Numbered “T” labels were to be placed next to nine edible plants around the garden so pupils could find the plant, identify it and fill in a crossword style activity sheet. By the time Health Week came along the usual gardening challenges (slugs, snails, bad weather) meant that four of the vegetable types were nowhere to be seen in the garden so pupils following the trail may have noticed vine tomatoes tied on with string, a cauliflower dug up and strategically replanted, supermarket strawberries placed amongst strawberry plants and container grown pea plants wheelbarrowed in from someone’s garden. Improvising in the face of nature was a great learning experience for the group!
Since then the group have hosted school visits, created activities for Brownies to complete their gardening badge, set up after school gardening clubs and created the well-used Edible Activity Trail.
The schools network came about when the group has discussions with a teaching assistant (TA) with the skills, drive and time to lead the initiative. Janet Bennett was working as a TA in a local primary school, teaching maths and English in the morning and then working as an outdoor learning facilitator in the afternoons.
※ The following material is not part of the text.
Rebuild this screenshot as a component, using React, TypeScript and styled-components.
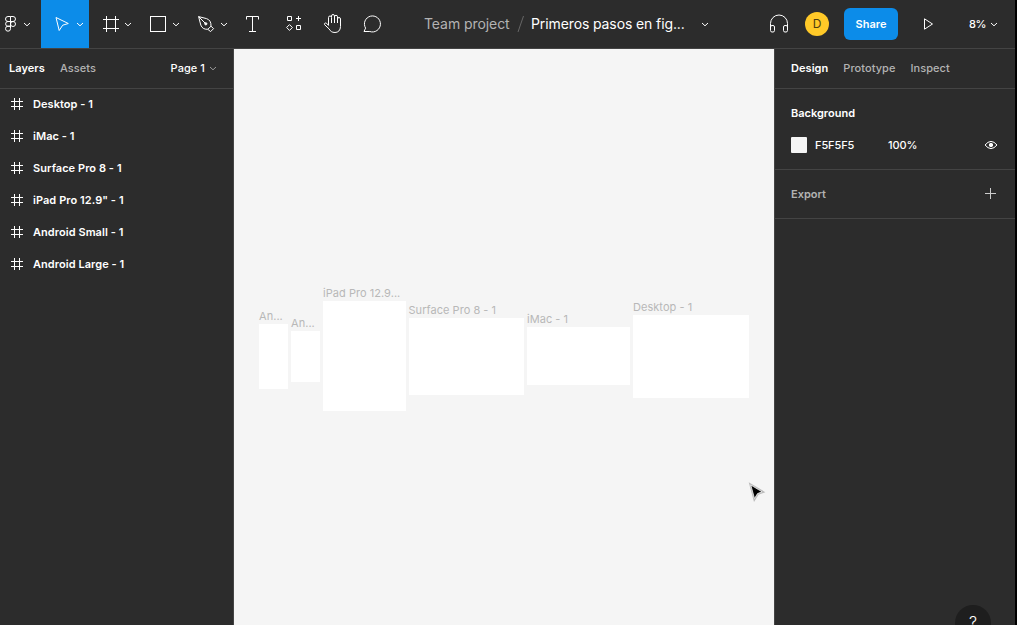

Over a five year period Janet had developed a school garden and, as a sole trader, was running holiday and after school clubs, paid for by parents of attendees, so solving the twin problems of maintaining a school garden during holidays and bringing in some income for her when school was closed.
Through the Big Lottery funded Roots and Branches project Incredible Edible Wakefield will support Janet to deliver four training days at her school garden across the year covering subjects such as ‘Starting a school garden’, ‘Bringing food growing into the curriculum’ and ‘Developing a forest school’. Teachers, TA’s and parents connected with other schools in the district have joined the Schools Network Facebook group, attached to the Incredible Edible Wakefield page, and can then attend sessions in order to learn from Janet’s experience and share their own.
The recent Apple Day launch of the schools network was opened by the Mayor of Wakefield, Stuart Heptinstall, and was well attended by parents, grandparents, pupils, TA’s, other school’s teachers and head teachers, all of them taking part in apple juicing, pumpkin carving and exploring the school garden.
Forgive the pun but if there’s a lesson from Wakefield for other Incredible Edible groups, it’s not to be afraid of having a go at spinning the learning plate – just start with a small project and you never know what may grow from it!